• The task: Separate out the lines that hold "styles".

• Data provided:

▬▬▬

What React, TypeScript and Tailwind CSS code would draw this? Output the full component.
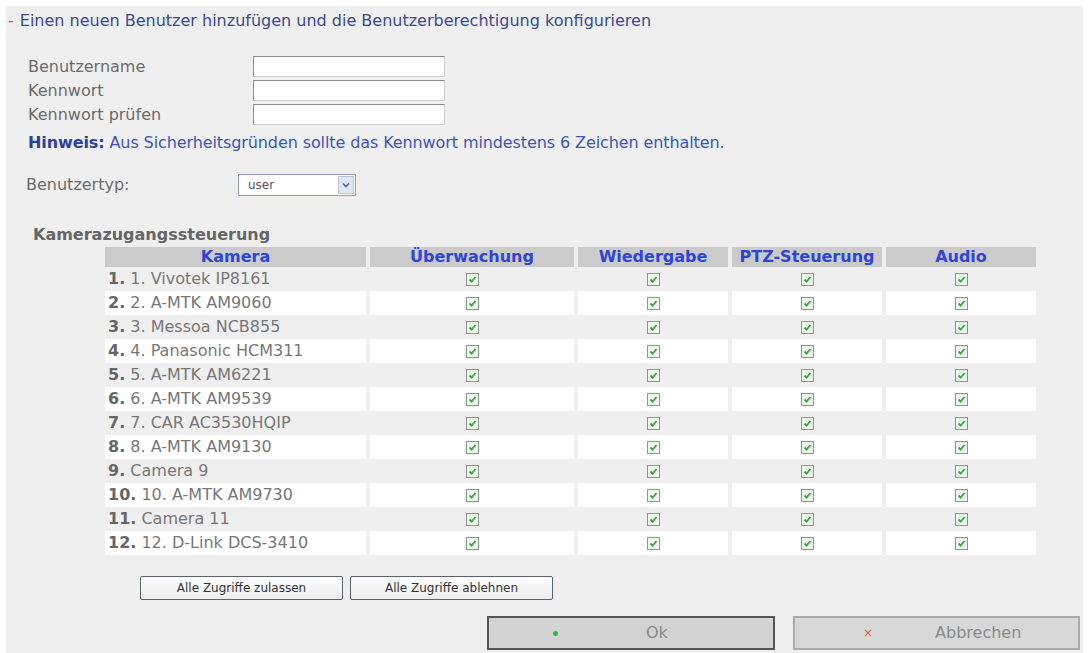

▬▬▬

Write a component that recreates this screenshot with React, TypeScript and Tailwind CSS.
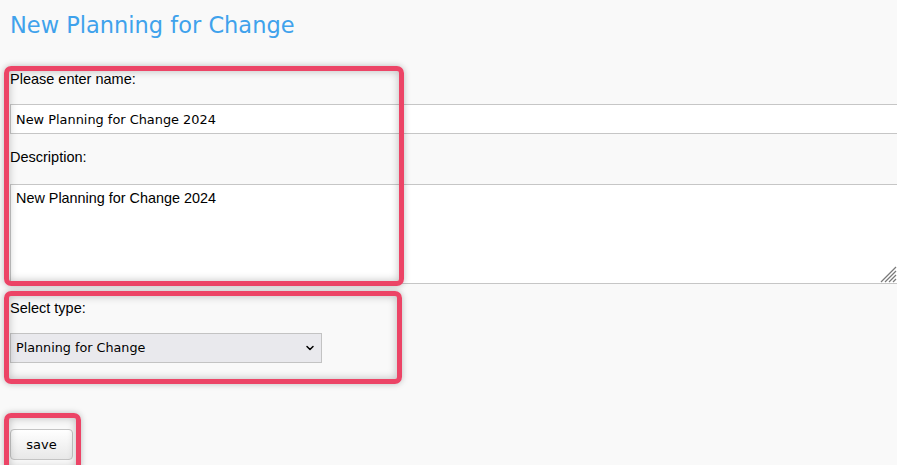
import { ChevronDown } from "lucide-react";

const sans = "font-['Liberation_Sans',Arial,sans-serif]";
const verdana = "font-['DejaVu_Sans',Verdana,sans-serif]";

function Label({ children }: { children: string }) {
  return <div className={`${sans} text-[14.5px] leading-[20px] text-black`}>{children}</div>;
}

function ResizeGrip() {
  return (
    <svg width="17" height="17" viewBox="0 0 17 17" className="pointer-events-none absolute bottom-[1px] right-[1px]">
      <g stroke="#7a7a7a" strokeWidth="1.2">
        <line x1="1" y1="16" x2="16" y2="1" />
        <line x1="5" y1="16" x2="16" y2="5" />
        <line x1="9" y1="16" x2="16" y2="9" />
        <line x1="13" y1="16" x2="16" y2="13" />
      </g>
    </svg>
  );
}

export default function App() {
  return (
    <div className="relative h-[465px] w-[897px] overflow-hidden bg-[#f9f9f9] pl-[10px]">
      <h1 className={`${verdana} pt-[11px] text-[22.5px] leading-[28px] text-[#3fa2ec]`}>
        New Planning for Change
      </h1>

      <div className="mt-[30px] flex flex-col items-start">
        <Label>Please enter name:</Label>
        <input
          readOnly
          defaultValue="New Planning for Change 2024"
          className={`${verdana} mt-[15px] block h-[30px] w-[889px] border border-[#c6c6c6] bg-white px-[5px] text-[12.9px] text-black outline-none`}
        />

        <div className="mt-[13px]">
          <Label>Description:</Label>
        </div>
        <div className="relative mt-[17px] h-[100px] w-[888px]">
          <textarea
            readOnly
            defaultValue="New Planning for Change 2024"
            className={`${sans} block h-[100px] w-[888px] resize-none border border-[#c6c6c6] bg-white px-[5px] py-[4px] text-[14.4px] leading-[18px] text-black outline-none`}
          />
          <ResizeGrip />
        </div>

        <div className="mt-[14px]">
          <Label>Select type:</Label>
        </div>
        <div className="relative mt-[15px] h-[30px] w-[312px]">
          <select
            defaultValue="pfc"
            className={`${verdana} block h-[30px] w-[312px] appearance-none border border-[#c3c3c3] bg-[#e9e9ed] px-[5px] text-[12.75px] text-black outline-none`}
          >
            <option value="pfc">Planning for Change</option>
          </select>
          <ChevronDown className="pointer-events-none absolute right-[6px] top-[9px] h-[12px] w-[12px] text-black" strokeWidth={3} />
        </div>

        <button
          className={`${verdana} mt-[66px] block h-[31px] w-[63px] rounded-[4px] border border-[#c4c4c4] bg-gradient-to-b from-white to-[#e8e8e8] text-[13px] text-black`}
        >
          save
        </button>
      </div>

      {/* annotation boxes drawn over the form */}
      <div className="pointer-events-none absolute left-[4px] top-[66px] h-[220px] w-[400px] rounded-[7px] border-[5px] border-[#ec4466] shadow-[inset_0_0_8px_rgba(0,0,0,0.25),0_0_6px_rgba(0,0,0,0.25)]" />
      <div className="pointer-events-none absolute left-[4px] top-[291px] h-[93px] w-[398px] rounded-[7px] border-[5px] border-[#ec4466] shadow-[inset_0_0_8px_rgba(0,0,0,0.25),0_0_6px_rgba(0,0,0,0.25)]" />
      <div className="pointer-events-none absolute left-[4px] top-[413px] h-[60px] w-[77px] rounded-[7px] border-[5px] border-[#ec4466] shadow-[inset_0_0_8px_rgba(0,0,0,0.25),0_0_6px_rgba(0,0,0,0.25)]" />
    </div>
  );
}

▬▬▬

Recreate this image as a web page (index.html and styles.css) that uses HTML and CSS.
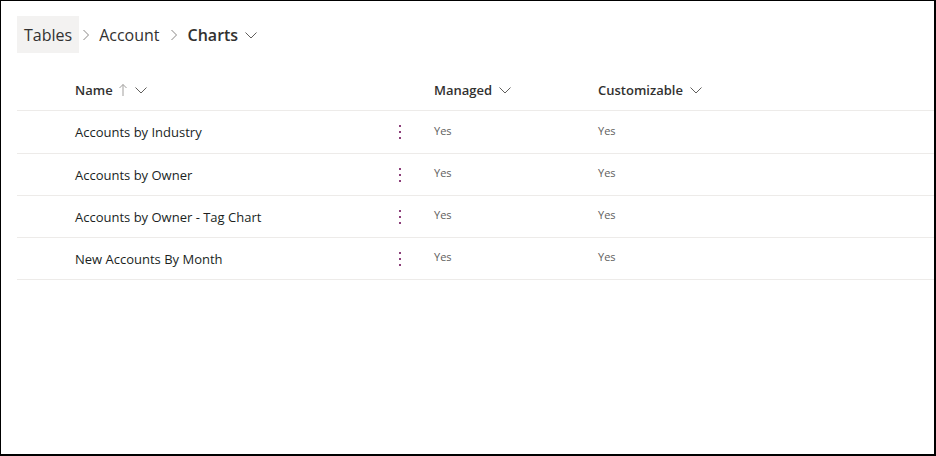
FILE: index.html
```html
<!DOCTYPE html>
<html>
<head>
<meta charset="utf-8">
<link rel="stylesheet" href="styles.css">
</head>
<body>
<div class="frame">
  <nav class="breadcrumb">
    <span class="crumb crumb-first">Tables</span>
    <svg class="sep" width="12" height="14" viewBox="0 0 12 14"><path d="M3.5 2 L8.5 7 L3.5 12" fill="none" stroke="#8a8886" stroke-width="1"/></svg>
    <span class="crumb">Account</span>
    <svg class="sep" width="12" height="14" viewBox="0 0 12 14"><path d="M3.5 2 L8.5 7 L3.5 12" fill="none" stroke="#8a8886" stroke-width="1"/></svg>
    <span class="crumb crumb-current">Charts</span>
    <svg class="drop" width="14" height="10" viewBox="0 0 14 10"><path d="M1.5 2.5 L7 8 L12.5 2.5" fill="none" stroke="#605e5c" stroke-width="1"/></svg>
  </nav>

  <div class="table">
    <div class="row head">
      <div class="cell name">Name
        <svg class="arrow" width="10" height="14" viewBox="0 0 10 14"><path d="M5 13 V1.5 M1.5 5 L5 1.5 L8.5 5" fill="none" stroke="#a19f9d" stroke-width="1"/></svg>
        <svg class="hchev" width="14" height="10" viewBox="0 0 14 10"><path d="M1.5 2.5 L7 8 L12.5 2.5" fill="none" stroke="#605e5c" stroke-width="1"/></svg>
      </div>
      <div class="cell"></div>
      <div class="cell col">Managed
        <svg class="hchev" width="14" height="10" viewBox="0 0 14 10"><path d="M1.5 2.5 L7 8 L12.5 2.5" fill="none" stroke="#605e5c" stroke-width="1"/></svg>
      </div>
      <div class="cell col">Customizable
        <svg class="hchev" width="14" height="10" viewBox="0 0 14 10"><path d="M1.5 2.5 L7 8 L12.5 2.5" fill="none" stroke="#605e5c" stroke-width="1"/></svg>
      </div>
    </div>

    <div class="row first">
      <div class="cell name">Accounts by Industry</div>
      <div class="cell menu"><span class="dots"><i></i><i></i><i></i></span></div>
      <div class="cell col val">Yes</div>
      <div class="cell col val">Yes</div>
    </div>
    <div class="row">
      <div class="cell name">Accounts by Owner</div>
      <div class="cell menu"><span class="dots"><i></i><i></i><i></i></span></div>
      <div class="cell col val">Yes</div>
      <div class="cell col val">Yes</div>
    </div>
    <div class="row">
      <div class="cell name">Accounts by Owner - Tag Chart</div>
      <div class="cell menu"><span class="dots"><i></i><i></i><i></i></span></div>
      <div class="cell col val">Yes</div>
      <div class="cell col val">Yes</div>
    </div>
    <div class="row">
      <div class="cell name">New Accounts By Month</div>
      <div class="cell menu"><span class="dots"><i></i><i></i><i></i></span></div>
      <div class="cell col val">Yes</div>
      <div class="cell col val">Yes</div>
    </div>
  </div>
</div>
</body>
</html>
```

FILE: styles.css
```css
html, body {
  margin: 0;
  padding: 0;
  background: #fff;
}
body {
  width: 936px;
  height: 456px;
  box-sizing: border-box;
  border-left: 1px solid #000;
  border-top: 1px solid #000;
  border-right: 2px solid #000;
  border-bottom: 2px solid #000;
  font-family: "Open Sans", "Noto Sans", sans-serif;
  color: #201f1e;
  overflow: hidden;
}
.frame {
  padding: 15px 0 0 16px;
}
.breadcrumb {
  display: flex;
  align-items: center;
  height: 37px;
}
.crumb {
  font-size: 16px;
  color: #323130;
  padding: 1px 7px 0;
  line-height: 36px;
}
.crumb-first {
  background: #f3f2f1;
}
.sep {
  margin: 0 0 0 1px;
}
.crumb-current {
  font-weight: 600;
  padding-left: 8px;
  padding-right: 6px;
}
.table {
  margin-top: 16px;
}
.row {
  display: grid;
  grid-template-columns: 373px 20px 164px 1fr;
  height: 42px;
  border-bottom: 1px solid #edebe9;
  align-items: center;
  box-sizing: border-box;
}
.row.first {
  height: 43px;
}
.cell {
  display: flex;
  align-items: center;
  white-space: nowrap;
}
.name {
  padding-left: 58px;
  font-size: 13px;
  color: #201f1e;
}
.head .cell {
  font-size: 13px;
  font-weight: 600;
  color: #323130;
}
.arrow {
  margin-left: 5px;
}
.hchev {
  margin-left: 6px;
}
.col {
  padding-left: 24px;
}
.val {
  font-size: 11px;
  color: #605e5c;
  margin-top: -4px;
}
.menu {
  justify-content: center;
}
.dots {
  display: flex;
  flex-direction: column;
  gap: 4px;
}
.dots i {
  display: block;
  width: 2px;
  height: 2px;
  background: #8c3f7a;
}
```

▬▬▬

• Result:
Recreate this image as a web page (index.html and styles.css) that uses HTML and CSS.
<link rel="stylesheet" href="styles.css">
FILE: styles.css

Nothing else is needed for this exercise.